» **AIM OF THE TASK**
Tally the lines in the listing below that include "styles". Answer with the count and nothing more.

==========

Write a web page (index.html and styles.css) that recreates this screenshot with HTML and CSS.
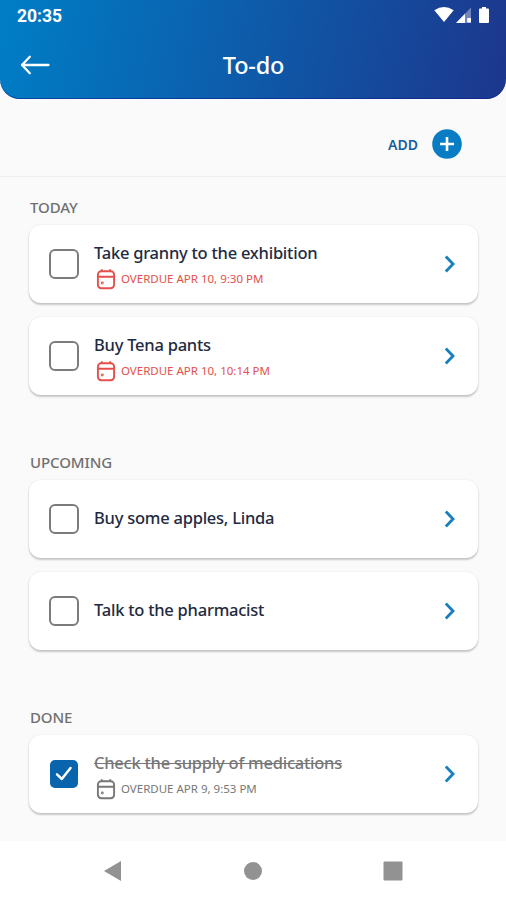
FILE: index.html
```html
<!DOCTYPE html>
<html lang="en">
<head>
<meta charset="utf-8">
<title>To-do</title>
<link rel="stylesheet" href="styles.css">
</head>
<body>
<svg class="defs" width="0" height="0" aria-hidden="true">
  <symbol id="calendar" viewBox="0 0 20 22">
    <rect x="1.900" y="3.2" width="16.200" height="17" rx="3.4"/>
    <path d="M2 8.8h16M5.8 1.300v2.500M14.2 1.300v2.500"/>
    <circle cx="6.3" cy="15" r="0.5"/>
  </symbol>
  <symbol id="chevron" viewBox="0 0 12 20"><path d="M1.8 2.6 9 10 1.8 17.4"/></symbol>
</svg>
<header class="header">
  <div class="status">
    <span class="time">20:35</span>
    <svg class="signals" width="60" height="20" viewBox="0 0 60 20">
      <path d="M0.3 4.2Q10 -2.2 19.7 4.2L10 16z"/>
      <path d="M37 1.5V17H22z" opacity=".38"/>
      <path d="M31 7.7V17H22z"/>
      <path d="M33.2 12h3.8v4.500h-3.800z"/>
      <path d="M48 1h4v1.500h2a1 1 0 0 1 1 1V16a1 1 0 0 1-1 1h-8a1 1 0 0 1-1-1V3.500a1 1 0 0 1 1-1h2z"/>
    </svg>
  </div>
  <div class="titlebar">
    <svg class="back" width="30" height="20" viewBox="0 0 30 20"><path d="M9.800 1.800 2 10l7.800 8.200M2.500 10H28.500"/></svg>
    <h1 class="title">To-do</h1>
  </div>
</header>
<div class="addbar">
  <span class="add">ADD</span>
  <svg width="30" height="30" viewBox="0 0 30 30"><circle class="disc" cx="15" cy="15" r="14.800"/><path class="plus" d="M15 8v14M8 15h14"/></svg>
</div>
<main class="list">
  <section class="group">
    <h2 class="label">TODAY</h2>
    <article class="card">
      <span class="check"></span>
      <div class="body dated"><p class="task">Take granny to the exhibition</p><p class="due"><svg class="cal"><use href="#calendar"/></svg><span>OVERDUE APR 10, 9:30 PM</span></p></div>
      <svg class="chev"><use href="#chevron"/></svg>
    </article>
    <article class="card">
      <span class="check"></span>
      <div class="body dated"><p class="task">Buy Tena pants</p><p class="due"><svg class="cal"><use href="#calendar"/></svg><span>OVERDUE APR 10, 10:14 PM</span></p></div>
      <svg class="chev"><use href="#chevron"/></svg>
    </article>
  </section>
  <section class="group">
    <h2 class="label">UPCOMING</h2>
    <article class="card">
      <span class="check"></span>
      <div class="body"><p class="task">Buy some apples, Linda</p></div>
      <svg class="chev"><use href="#chevron"/></svg>
    </article>
    <article class="card">
      <span class="check"></span>
      <div class="body"><p class="task">Talk to the pharmacist</p></div>
      <svg class="chev"><use href="#chevron"/></svg>
    </article>
  </section>
  <section class="group">
    <h2 class="label">DONE</h2>
    <article class="card done">
      <span class="check on"><svg width="18" height="16" viewBox="0 0 18 16"><path d="M2 8.400 6.800 13 15.500 2"/></svg></span>
      <div class="body dated"><p class="task">Check the supply of medications</p><p class="due"><svg class="cal"><use href="#calendar"/></svg><span>OVERDUE APR 9, 9:53 PM</span></p></div>
      <svg class="chev"><use href="#chevron"/></svg>
    </article>
  </section>
</main>
<nav class="nav">
  <svg width="20" height="22" viewBox="0 0 20 22"><path d="M1 11 18 1v20z"/></svg>
  <svg width="20" height="20" viewBox="0 0 20 20"><circle cx="10" cy="10" r="9"/></svg>
  <svg width="20" height="20" viewBox="0 0 20 20"><rect x=".5" y=".5" width="19" height="19" rx="1"/></svg>
</nav>
</body>
</html>
```
FILE: styles.css
```css
* { box-sizing: border-box; }
body {
  margin: 0;
  width: 506px;
  height: 900px;
  overflow: hidden;
  display: flex;
  flex-direction: column;
  background: #fafafa;
  font-family: "Noto Sans", sans-serif;
}
h1, h2, p { margin: 0; }
.defs { display: block; position: absolute; }
.header {
  height: 99px;
  flex: none;
  border-radius: 0 0 20px 20px;
  background: linear-gradient(102deg, #007dc5 2%, #1c388e 98%);
  box-shadow: inset 0 -1px 0 rgba(10, 30, 145, .6);
  color: #fff;
}
.status {
  height: 32px;
  padding: 0 12px 0 17px;
  display: flex;
  align-items: center;
  justify-content: space-between;
}
.time { font: 700 17.500px Roboto, sans-serif; }
.signals { fill: #fff; margin-top: -1px; }
.titlebar {
  height: 66px;
  padding-left: 20px;
  display: grid;
  grid-template-columns: 30px 1fr 50px;
  align-items: center;
}
.back { fill: none; stroke: #fff; stroke-width: 2.300; stroke-linecap: round; stroke-linejoin: round; }
.title { text-align: center; font-size: 23.500px; font-weight: 500; line-height: 30px; letter-spacing: -0.2px; padding-left: 1px; }
.addbar {
  height: 78px;
  flex: none;
  padding: 13px 44px 0 0;
  display: flex;
  align-items: center;
  justify-content: flex-end;
  gap: 14px;
  border-bottom: 1px solid #eeeeee;
}
.add { font-size: 14px; font-weight: 600; color: #175da3; }
.disc { fill: #087dc4; }
.plus { stroke: #fff; stroke-width: 2.600; }
.list { flex: none; height: 664px; padding: 19px 28px 0 29px; }
.group { display: flex; flex-direction: column; gap: 14px; height: 255px; }
.group:last-child { height: auto; }
.label {
  height: 24px;
  margin-bottom: -9px;
  padding-left: 1px;
  font-size: 15px;
  line-height: 22px;
  font-weight: 500;
  letter-spacing: -0.1px;
  color: #707070;
}
.card {
  height: 78px;
  flex: none;
  padding: 0 22px 0 20px;
  display: flex;
  align-items: center;
  background: #fff;
  border-radius: 12px;
  box-shadow: 0 2px 2px rgba(0, 0, 0, .2), 0 0 2px rgba(0, 0, 0, .1);
}
.check { width: 30px; height: 30px; border: 2px solid #7c7c7c; border-radius: 6px; }
.check.on {
  width: 28px;
  height: 28px;
  margin: 0 1px;
  border: 0;
  border-radius: 5px;
  background: #0865ad;
  display: grid;
  place-items: center;
}
.check.on path { fill: none; stroke: #fff; stroke-width: 2.500; stroke-linecap: round; stroke-linejoin: round; }
.body { flex: 1; padding-left: 15px; margin-top: -3px; }
.dated { margin-top: 2px; }
.task { font-size: 16.500px; line-height: 24px; font-weight: 500; letter-spacing: -0.240px; color: #222a40; white-space: nowrap; }
.due { display: flex; align-items: center; gap: 5px; height: 22px; margin-top: 3px; padding-left: 2px; font-size: 11.500px; color: #e2514b; white-space: nowrap; }
.cal { width: 20px; height: 22px; fill: none; stroke: currentColor; stroke-width: 1.900; }
.chev { width: 12px; height: 20px; fill: none; stroke: #177fc1; stroke-width: 2.800; }
.done .task { color: #777; text-decoration: line-through; text-decoration-thickness: 1px; }
.done .due { color: #777; }
.nav {
  height: 59px;
  flex: none;
  padding: 0 103px;
  display: flex;
  align-items: center;
  justify-content: space-between;
  background: #fff;
}
.nav svg { fill: #929292; }
```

==========

» **COMPLETED TASK**
3